Stated task:
Write the data out again exactly, dropping any images it holds.

+++

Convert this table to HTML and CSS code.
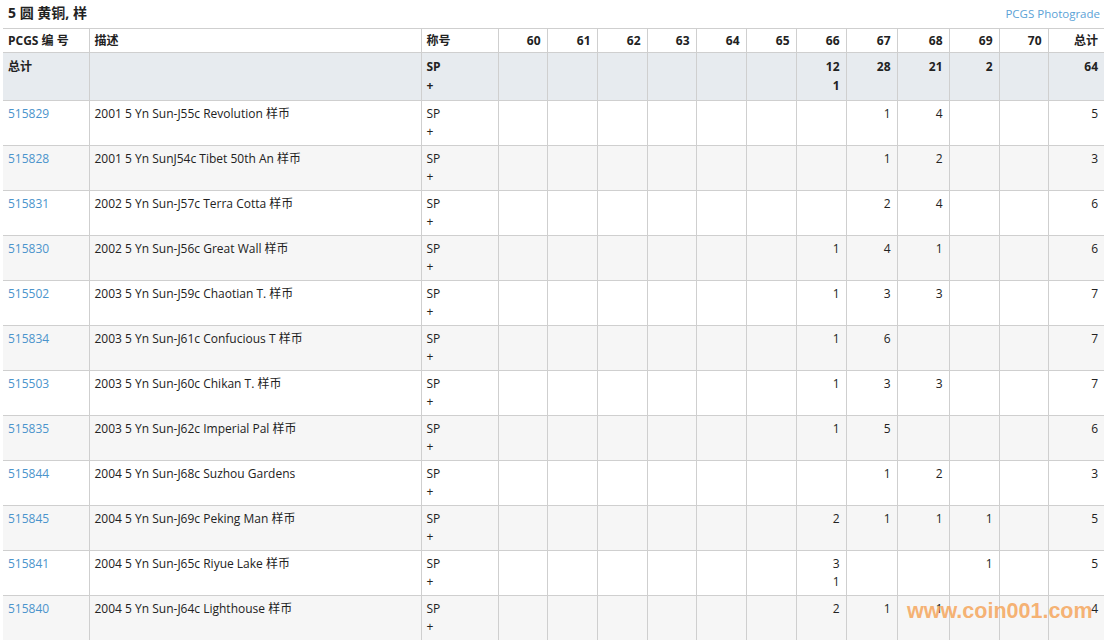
FILE: index.html
```html
<!DOCTYPE html>
<html lang="zh">
<head>
<meta charset="utf-8">
<link rel="stylesheet" href="styles.css">
</head>
<body>
<div class="page">
  <div class="topbar">
    <h1 class="title">5 圆 黄铜, 样</h1>
    <a class="photograde" href="#">PCGS Photograde</a>
  </div>
  <table class="pop">
    <colgroup>
      <col class="c-id"><col class="c-desc"><col class="c-des">
      <col class="c49"><col class="c50"><col class="c50"><col class="c49"><col class="c50"><col class="c50"><col class="c50"><col class="c51"><col class="c52"><col class="c50"><col class="c49"><col class="c56">
    </colgroup>
    <thead>
      <tr class="head">
        <th class="l">PCGS 编 号</th><th class="l">描述</th><th class="l">称号</th>
        <th>60</th><th>61</th><th>62</th><th>63</th><th>64</th><th>65</th><th>66</th><th>67</th><th>68</th><th>69</th><th>70</th><th>总计</th>
      </tr>
      <tr class="totals">
        <th class="l">总计</th><th class="l"></th><th class="l">SP<br>+</th>
        <th></th><th></th><th></th><th></th><th></th><th></th><th>12<br>1</th><th>28</th><th>21</th><th>2</th><th></th><th>64</th>
      </tr>
    </thead>
    <tbody>
      <tr><td class="l"><a href="#">515829</a></td><td class="l">2001 5 Yn Sun-J55c Revolution 样币</td><td class="l">SP<br>+</td><td></td><td></td><td></td><td></td><td></td><td></td><td></td><td>1</td><td>4</td><td></td><td></td><td>5</td></tr>
      <tr><td class="l"><a href="#">515828</a></td><td class="l">2001 5 Yn SunJ54c Tibet 50th An 样币</td><td class="l">SP<br>+</td><td></td><td></td><td></td><td></td><td></td><td></td><td></td><td>1</td><td>2</td><td></td><td></td><td>3</td></tr>
      <tr><td class="l"><a href="#">515831</a></td><td class="l">2002 5 Yn Sun-J57c Terra Cotta 样币</td><td class="l">SP<br>+</td><td></td><td></td><td></td><td></td><td></td><td></td><td></td><td>2</td><td>4</td><td></td><td></td><td>6</td></tr>
      <tr><td class="l"><a href="#">515830</a></td><td class="l">2002 5 Yn Sun-J56c Great Wall 样币</td><td class="l">SP<br>+</td><td></td><td></td><td></td><td></td><td></td><td></td><td>1</td><td>4</td><td>1</td><td></td><td></td><td>6</td></tr>
      <tr><td class="l"><a href="#">515502</a></td><td class="l">2003 5 Yn Sun-J59c Chaotian T. 样币</td><td class="l">SP<br>+</td><td></td><td></td><td></td><td></td><td></td><td></td><td>1</td><td>3</td><td>3</td><td></td><td></td><td>7</td></tr>
      <tr><td class="l"><a href="#">515834</a></td><td class="l">2003 5 Yn Sun-J61c Confucious T 样币</td><td class="l">SP<br>+</td><td></td><td></td><td></td><td></td><td></td><td></td><td>1</td><td>6</td><td></td><td></td><td></td><td>7</td></tr>
      <tr><td class="l"><a href="#">515503</a></td><td class="l">2003 5 Yn Sun-J60c Chikan T. 样币</td><td class="l">SP<br>+</td><td></td><td></td><td></td><td></td><td></td><td></td><td>1</td><td>3</td><td>3</td><td></td><td></td><td>7</td></tr>
      <tr><td class="l"><a href="#">515835</a></td><td class="l">2003 5 Yn Sun-J62c Imperial Pal 样币</td><td class="l">SP<br>+</td><td></td><td></td><td></td><td></td><td></td><td></td><td>1</td><td>5</td><td></td><td></td><td></td><td>6</td></tr>
      <tr><td class="l"><a href="#">515844</a></td><td class="l">2004 5 Yn Sun-J68c Suzhou Gardens</td><td class="l">SP<br>+</td><td></td><td></td><td></td><td></td><td></td><td></td><td></td><td>1</td><td>2</td><td></td><td></td><td>3</td></tr>
      <tr><td class="l"><a href="#">515845</a></td><td class="l">2004 5 Yn Sun-J69c Peking Man 样币</td><td class="l">SP<br>+</td><td></td><td></td><td></td><td></td><td></td><td></td><td>2</td><td>1</td><td>1</td><td>1</td><td></td><td>5</td></tr>
      <tr><td class="l"><a href="#">515841</a></td><td class="l">2004 5 Yn Sun-J65c Riyue Lake 样币</td><td class="l">SP<br>+</td><td></td><td></td><td></td><td></td><td></td><td></td><td>3<br>1</td><td></td><td></td><td>1</td><td></td><td>5</td></tr>
      <tr><td class="l"><a href="#">515840</a></td><td class="l">2004 5 Yn Sun-J64c Lighthouse 样币</td><td class="l">SP<br>+</td><td></td><td></td><td></td><td></td><td></td><td></td><td>2</td><td>1</td><td>1</td><td></td><td></td><td>4</td></tr>
    </tbody>
  </table>
  <div class="watermark">www.coin001.com</div>
</div>
</body>
</html>
```
FILE: styles.css
```css
html, body {
  margin: 0;
  padding: 0;
  background: #fff;
}
body {
  font-family: "Open Sans", "Noto Sans CJK SC", sans-serif;
  color: #222;
  font-size: 12px;
}
.page {
  position: relative;
  padding: 0 3px;
  width: 1101px;
  height: 641px;
  overflow: hidden;
}
.topbar {
  height: 28px;
  display: flex;
  align-items: flex-start;
  justify-content: space-between;
}
.title {
  margin: 4px 0 0 5px;
  font-size: 14px;
  font-weight: 700;
  line-height: 18px;
}
.photograde {
  margin: 6px 4px 0 0;
  font-size: 11.5px;
  line-height: 16px;
  color: #5ba2d6;
  text-decoration: none;
}
.pop {
  width: 1101px;
  table-layout: fixed;
  border-collapse: collapse;
}
.c-id { width: 86px; }
.c-desc { width: 332px; }
.c-des { width: 77px; }
.c49 { width: 49px; }
.c50 { width: 50px; }
.c51 { width: 51px; }
.c52 { width: 52px; }
.c56 { width: 56px; }
.pop th, .pop td {
  border-top: 1px solid #cfcfcf;
  border-left: 1px solid #cfcfcf;
  padding: 4px 6px 0 5px;
  text-align: right;
  vertical-align: top;
  line-height: 18px;
  white-space: nowrap;
  overflow: hidden;
}
.pop th:first-child, .pop td:first-child {
  border-left: none;
}
.pop .l {
  text-align: left;
}
.pop th {
  font-weight: 700;
  font-size: 12px;
}
.head th {
  height: 23px;
  padding-top: 0;
  vertical-align: middle;
  background: #fff;
}
.totals th {
  height: 43px;
  padding-top: 4px;
  line-height: 19px;
  background: #e7ebef;
}
.pop tbody td {
  height: 40px;
  font-size: 12px;
}
.pop tbody tr:nth-child(odd) td {
  background: #fff;
}
.pop tbody tr:nth-child(even) td {
  background: #f6f6f6;
}
.pop td a {
  color: #4b94cc;
  text-decoration: none;
}
.watermark {
  position: absolute;
  left: 907px;
  top: 599px;
  font-family: "Liberation Sans", Arial, sans-serif;
  font-weight: 700;
  font-size: 21.5px;
  color: rgba(245, 160, 80, 0.8);
}
```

+++

Worked answer:
Convert this table to HTML and CSS code.
FILE: index.html
```html
<!DOCTYPE html>
<html lang="zh">
<head>
<meta charset="utf-8">
<link rel="stylesheet" href="styles.css">
</head>
<body>
<div class="page">
  <div class="topbar">
    <h1 class="title">5 圆 黄铜, 样</h1>
    <a class="photograde" href="#">PCGS Photograde</a>
  </div>
  <table class="pop">
    <colgroup>
      <col class="c-id"><col class="c-desc"><col class="c-des">
      <col class="c49"><col class="c50"><col class="c50"><col class="c49"><col class="c50"><col class="c50"><col class="c50"><col class="c51"><col class="c52"><col class="c50"><col class="c49"><col class="c56">
    </colgroup>
    <thead>
      <tr class="head">
        <th class="l">PCGS 编 号</th><th class="l">描述</th><th class="l">称号</th>
        <th>60</th><th>61</th><th>62</th><th>63</th><th>64</th><th>65</th><th>66</th><th>67</th><th>68</th><th>69</th><th>70</th><th>总计</th>
      </tr>
      <tr class="totals">
        <th class="l">总计</th><th class="l"></th><th class="l">SP<br>+</th>
        <th></th><th></th><th></th><th></th><th></th><th></th><th>12<br>1</th><th>28</th><th>21</th><th>2</th><th></th><th>64</th>
      </tr>
    </thead>
    <tbody>
      <tr><td class="l"><a href="#">515829</a></td><td class="l">2001 5 Yn Sun-J55c Revolution 样币</td><td class="l">SP<br>+</td><td></td><td></td><td></td><td></td><td></td><td></td><td></td><td>1</td><td>4</td><td></td><td></td><td>5</td></tr>
      <tr><td class="l"><a href="#">515828</a></td><td class="l">2001 5 Yn SunJ54c Tibet 50th An 样币</td><td class="l">SP<br>+</td><td></td><td></td><td></td><td></td><td></td><td></td><td></td><td>1</td><td>2</td><td></td><td></td><td>3</td></tr>
      <tr><td class="l"><a href="#">515831</a></td><td class="l">2002 5 Yn Sun-J57c Terra Cotta 样币</td><td class="l">SP<br>+</td><td></td><td></td><td></td><td></td><td></td><td></td><td></td><td>2</td><td>4</td><td></td><td></td><td>6</td></tr>
      <tr><td class="l"><a href="#">515830</a></td><td class="l">2002 5 Yn Sun-J56c Great Wall 样币</td><td class="l">SP<br>+</td><td></td><td></td><td></td><td></td><td></td><td></td><td>1</td><td>4</td><td>1</td><td></td><td></td><td>6</td></tr>
      <tr><td class="l"><a href="#">515502</a></td><td class="l">2003 5 Yn Sun-J59c Chaotian T. 样币</td><td class="l">SP<br>+</td><td></td><td></td><td></td><td></td><td></td><td></td><td>1</td><td>3</td><td>3</td><td></td><td></td><td>7</td></tr>
      <tr><td class="l"><a href="#">515834</a></td><td class="l">2003 5 Yn Sun-J61c Confucious T 样币</td><td class="l">SP<br>+</td><td></td><td></td><td></td><td></td><td></td><td></td><td>1</td><td>6</td><td></td><td></td><td></td><td>7</td></tr>
      <tr><td class="l"><a href="#">515503</a></td><td class="l">2003 5 Yn Sun-J60c Chikan T. 样币</td><td class="l">SP<br>+</td><td></td><td></td><td></td><td></td><td></td><td></td><td>1</td><td>3</td><td>3</td><td></td><td></td><td>7</td></tr>
      <tr><td class="l"><a href="#">515835</a></td><td class="l">2003 5 Yn Sun-J62c Imperial Pal 样币</td><td class="l">SP<br>+</td><td></td><td></td><td></td><td></td><td></td><td></td><td>1</td><td>5</td><td></td><td></td><td></td><td>6</td></tr>
      <tr><td class="l"><a href="#">515844</a></td><td class="l">2004 5 Yn Sun-J68c Suzhou Gardens</td><td class="l">SP<br>+</td><td></td><td></td><td></td><td></td><td></td><td></td><td></td><td>1</td><td>2</td><td></td><td></td><td>3</td></tr>
      <tr><td class="l"><a href="#">515845</a></td><td class="l">2004 5 Yn Sun-J69c Peking Man 样币</td><td class="l">SP<br>+</td><td></td><td></td><td></td><td></td><td></td><td></td><td>2</td><td>1</td><td>1</td><td>1</td><td></td><td>5</td></tr>
      <tr><td class="l"><a href="#">515841</a></td><td class="l">2004 5 Yn Sun-J65c Riyue Lake 样币</td><td class="l">SP<br>+</td><td></td><td></td><td></td><td></td><td></td><td></td><td>3<br>1</td><td></td><td></td><td>1</td><td></td><td>5</td></tr>
      <tr><td class="l"><a href="#">515840</a></td><td class="l">2004 5 Yn Sun-J64c Lighthouse 样币</td><td class="l">SP<br>+</td><td></td><td></td><td></td><td></td><td></td><td></td><td>2</td><td>1</td><td>1</td><td></td><td></td><td>4</td></tr>
    </tbody>
  </table>
  <div class="watermark">www.coin001.com</div>
</div>
</body>
</html>
```
FILE: styles.css
```css
html, body {
  margin: 0;
  padding: 0;
  background: #fff;
}
body {
  font-family: "Open Sans", "Noto Sans CJK SC", sans-serif;
  color: #222;
  font-size: 12px;
}
.page {
  position: relative;
  padding: 0 3px;
  width: 1101px;
  height: 641px;
  overflow: hidden;
}
.topbar {
  height: 28px;
  display: flex;
  align-items: flex-start;
  justify-content: space-between;
}
.title {
  margin: 4px 0 0 5px;
  font-size: 14px;
  font-weight: 700;
  line-height: 18px;
}
.photograde {
  margin: 6px 4px 0 0;
  font-size: 11.5px;
  line-height: 16px;
  color: #5ba2d6;
  text-decoration: none;
}
.pop {
  width: 1101px;
  table-layout: fixed;
  border-collapse: collapse;
}
.c-id { width: 86px; }
.c-desc { width: 332px; }
.c-des { width: 77px; }
.c49 { width: 49px; }
.c50 { width: 50px; }
.c51 { width: 51px; }
.c52 { width: 52px; }
.c56 { width: 56px; }
.pop th, .pop td {
  border-top: 1px solid #cfcfcf;
  border-left: 1px solid #cfcfcf;
  padding: 4px 6px 0 5px;
  text-align: right;
  vertical-align: top;
  line-height: 18px;
  white-space: nowrap;
  overflow: hidden;
}
.pop th:first-child, .pop td:first-child {
  border-left: none;
}
.pop .l {
  text-align: left;
}
.pop th {
  font-weight: 700;
  font-size: 12px;
}
.head th {
  height: 23px;
  padding-top: 0;
  vertical-align: middle;
  background: #fff;
}
.totals th {
  height: 43px;
  padding-top: 4px;
  line-height: 19px;
  background: #e7ebef;
}
.pop tbody td {
  height: 40px;
  font-size: 12px;
}
.pop tbody tr:nth-child(odd) td {
  background: #fff;
}
.pop tbody tr:nth-child(even) td {
  background: #f6f6f6;
}
.pop td a {
  color: #4b94cc;
  text-decoration: none;
}
.watermark {
  position: absolute;
  left: 907px;
  top: 599px;
  font-family: "Liberation Sans", Arial, sans-serif;
  font-weight: 700;
  font-size: 21.5px;
  color: rgba(245, 160, 80, 0.8);
}
```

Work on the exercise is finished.